▶ Exercise brief: Each line below should be retyped exactly, with no pictures.

********************

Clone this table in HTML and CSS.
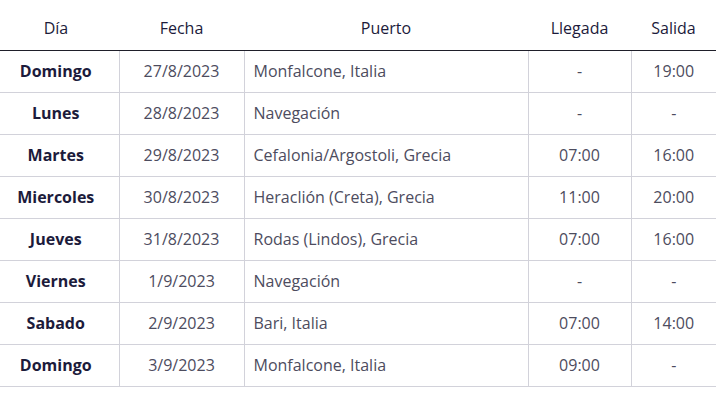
FILE: index.html
```html
<!DOCTYPE html>
<html lang="es">
<head>
<meta charset="utf-8">
<link rel="stylesheet" href="styles.css">
</head>
<body>
<table class="itinerary">
  <colgroup>
    <col class="c-day"><col class="c-date"><col class="c-port"><col class="c-arr"><col class="c-dep">
  </colgroup>
  <thead>
    <tr><th>Día</th><th>Fecha</th><th>Puerto</th><th>Llegada</th><th>Salida</th></tr>
  </thead>
  <tbody>
    <tr><td class="day">Domingo</td><td>27/8/2023</td><td class="port">Monfalcone, Italia</td><td>-</td><td>19:00</td></tr>
    <tr><td class="day">Lunes</td><td>28/8/2023</td><td class="port">Navegación</td><td>-</td><td>-</td></tr>
    <tr><td class="day">Martes</td><td>29/8/2023</td><td class="port">Cefalonia/Argostoli, Grecia</td><td>07:00</td><td>16:00</td></tr>
    <tr><td class="day">Miercoles</td><td>30/8/2023</td><td class="port">Heraclión (Creta), Grecia</td><td>11:00</td><td>20:00</td></tr>
    <tr><td class="day">Jueves</td><td>31/8/2023</td><td class="port">Rodas (Lindos), Grecia</td><td>07:00</td><td>16:00</td></tr>
    <tr><td class="day">Viernes</td><td>1/9/2023</td><td class="port">Navegación</td><td>-</td><td>-</td></tr>
    <tr><td class="day">Sabado</td><td>2/9/2023</td><td class="port">Bari, Italia</td><td>07:00</td><td>14:00</td></tr>
    <tr><td class="day">Domingo</td><td>3/9/2023</td><td class="port">Monfalcone, Italia</td><td>09:00</td><td>-</td></tr>
  </tbody>
</table>
</body>
</html>
```
FILE: styles.css
```css
html, body {
  margin: 0;
  padding: 0;
  background: #ffffff;
}
body {
  font-family: "Open Sans", "Liberation Sans", sans-serif;
  font-size: 16px;
}
.itinerary {
  width: 716px;
  border-collapse: collapse;
  table-layout: fixed;
}
.c-day { width: 119px; }
.c-date { width: 125px; }
.c-port { width: 284px; }
.c-arr { width: 103px; }
.c-dep { width: 85px; }
.itinerary th {
  height: 50px;
  padding: 6px 0 0 0;
  box-sizing: border-box;
  font-weight: 400;
  color: #1c1b3b;
  text-align: center;
  vertical-align: middle;
  border-bottom: 1px solid #1f1f2a;
}
.itinerary th:first-child {
  padding-right: 7px;
}
.itinerary td {
  height: 41px;
  padding: 0;
  text-align: center;
  vertical-align: middle;
  color: #4d4c5e;
  border-bottom: 1px solid #d2d2da;
  border-left: 1px solid #d2d2da;
}
.itinerary td:first-child {
  border-left: none;
}
.itinerary td.day {
  font-weight: 700;
  color: #1c1b3b;
  padding-right: 7px;
}
.itinerary td.port {
  text-align: left;
  padding-left: 9px;
}
```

********************

▶ Result of the task:
Clone this table in HTML and CSS.
FILE: index.html
```html
<!DOCTYPE html>
<html lang="es">
<head>
<meta charset="utf-8">
<link rel="stylesheet" href="styles.css">
</head>
<body>
<table class="itinerary">
  <colgroup>
    <col class="c-day"><col class="c-date"><col class="c-port"><col class="c-arr"><col class="c-dep">
  </colgroup>
  <thead>
    <tr><th>Día</th><th>Fecha</th><th>Puerto</th><th>Llegada</th><th>Salida</th></tr>
  </thead>
  <tbody>
    <tr><td class="day">Domingo</td><td>27/8/2023</td><td class="port">Monfalcone, Italia</td><td>-</td><td>19:00</td></tr>
    <tr><td class="day">Lunes</td><td>28/8/2023</td><td class="port">Navegación</td><td>-</td><td>-</td></tr>
    <tr><td class="day">Martes</td><td>29/8/2023</td><td class="port">Cefalonia/Argostoli, Grecia</td><td>07:00</td><td>16:00</td></tr>
    <tr><td class="day">Miercoles</td><td>30/8/2023</td><td class="port">Heraclión (Creta), Grecia</td><td>11:00</td><td>20:00</td></tr>
    <tr><td class="day">Jueves</td><td>31/8/2023</td><td class="port">Rodas (Lindos), Grecia</td><td>07:00</td><td>16:00</td></tr>
    <tr><td class="day">Viernes</td><td>1/9/2023</td><td class="port">Navegación</td><td>-</td><td>-</td></tr>
    <tr><td class="day">Sabado</td><td>2/9/2023</td><td class="port">Bari, Italia</td><td>07:00</td><td>14:00</td></tr>
    <tr><td class="day">Domingo</td><td>3/9/2023</td><td class="port">Monfalcone, Italia</td><td>09:00</td><td>-</td></tr>
  </tbody>
</table>
</body>
</html>
```
FILE: styles.css
```css
html, body {
  margin: 0;
  padding: 0;
  background: #ffffff;
}
body {
  font-family: "Open Sans", "Liberation Sans", sans-serif;
  font-size: 16px;
}
.itinerary {
  width: 716px;
  border-collapse: collapse;
  table-layout: fixed;
}
.c-day { width: 119px; }
.c-date { width: 125px; }
.c-port { width: 284px; }
.c-arr { width: 103px; }
.c-dep { width: 85px; }
.itinerary th {
  height: 50px;
  padding: 6px 0 0 0;
  box-sizing: border-box;
  font-weight: 400;
  color: #1c1b3b;
  text-align: center;
  vertical-align: middle;
  border-bottom: 1px solid #1f1f2a;
}
.itinerary th:first-child {
  padding-right: 7px;
}
.itinerary td {
  height: 41px;
  padding: 0;
  text-align: center;
  vertical-align: middle;
  color: #4d4c5e;
  border-bottom: 1px solid #d2d2da;
  border-left: 1px solid #d2d2da;
}
.itinerary td:first-child {
  border-left: none;
}
.itinerary td.day {
  font-weight: 700;
  color: #1c1b3b;
  padding-right: 7px;
}
.itinerary td.port {
  text-align: left;
  padding-left: 9px;
}
```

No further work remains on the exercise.